Puis, il n’hésite pas à sortir les crocs et critique sans sourciller le bilan d’Anne Hidalgo, qu’il ne trouve pas satisfaisant. Il joue également sur la corde sensible du banlieusard qui vit les mouvements pendulaires comme de nombreux franciliens. Utilisateur quotidien du RER B, il connait même le prix du Navigo. Oui vraiment, sa vision est d’une précision mathématique.
« Transformer Paris en ville écologique modèle, une ville qui protège et accompagne ses habitants, une ville qui s’inscrit dans le futur avec beaucoup de rigueur et beaucoup d’ouverture. »
Il a donc de quoi faire réellement chanceler la voie toute tracée de Griveaux, du moins y provoquer quelques turbulences. Griveaux de son côté lui, souffre depuis le début du mandat et même avant de l’image de l’homme arrogant, bien que certains marcheurs lui reconnaissent des qualités de travailleur. Mais Griveaux ne débarque pas. Depuis quelques mois, il laboure la capitale en sous-marin, armé d’un petit carnet, comme Delanoë fut un temps.

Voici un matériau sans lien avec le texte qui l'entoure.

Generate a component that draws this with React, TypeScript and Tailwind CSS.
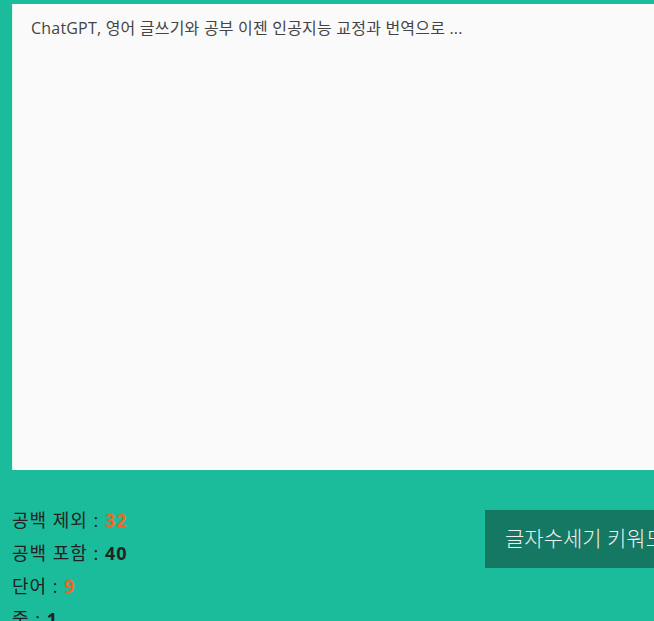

Le casse-tête des municipales, bien qu’il se pose sur tout le territoire et cause actuellement des dissension entre LREM et son allié, le MoDem, ne fait que commencer rue Sainte-Anne . D’autant que le mode de désignation du candidat semble en ennuyer certains, à commencer par les principaux intéressés. D’autant que si la lutte s’envenime autour de cette désignation — Hugues Renson, député de Paris et vice-président de l’Assemblée, est le troisième candidat encore en lice — le Premier ministre pourrait bien être appelé en dernier recours. Bien que le patron des marcheurs à l’Assemblée, Gilles Le Gendre, démente toute forme de candidature de la part d’Édouard Philippe, la rumeur s’est solidement ancrée et l’intéressé n’a pas démenti. Et l’expression “premier ministrable” commence à revenir dans les colonnes et les coursives parisiennes. Paris ne se gagne pas en un jour.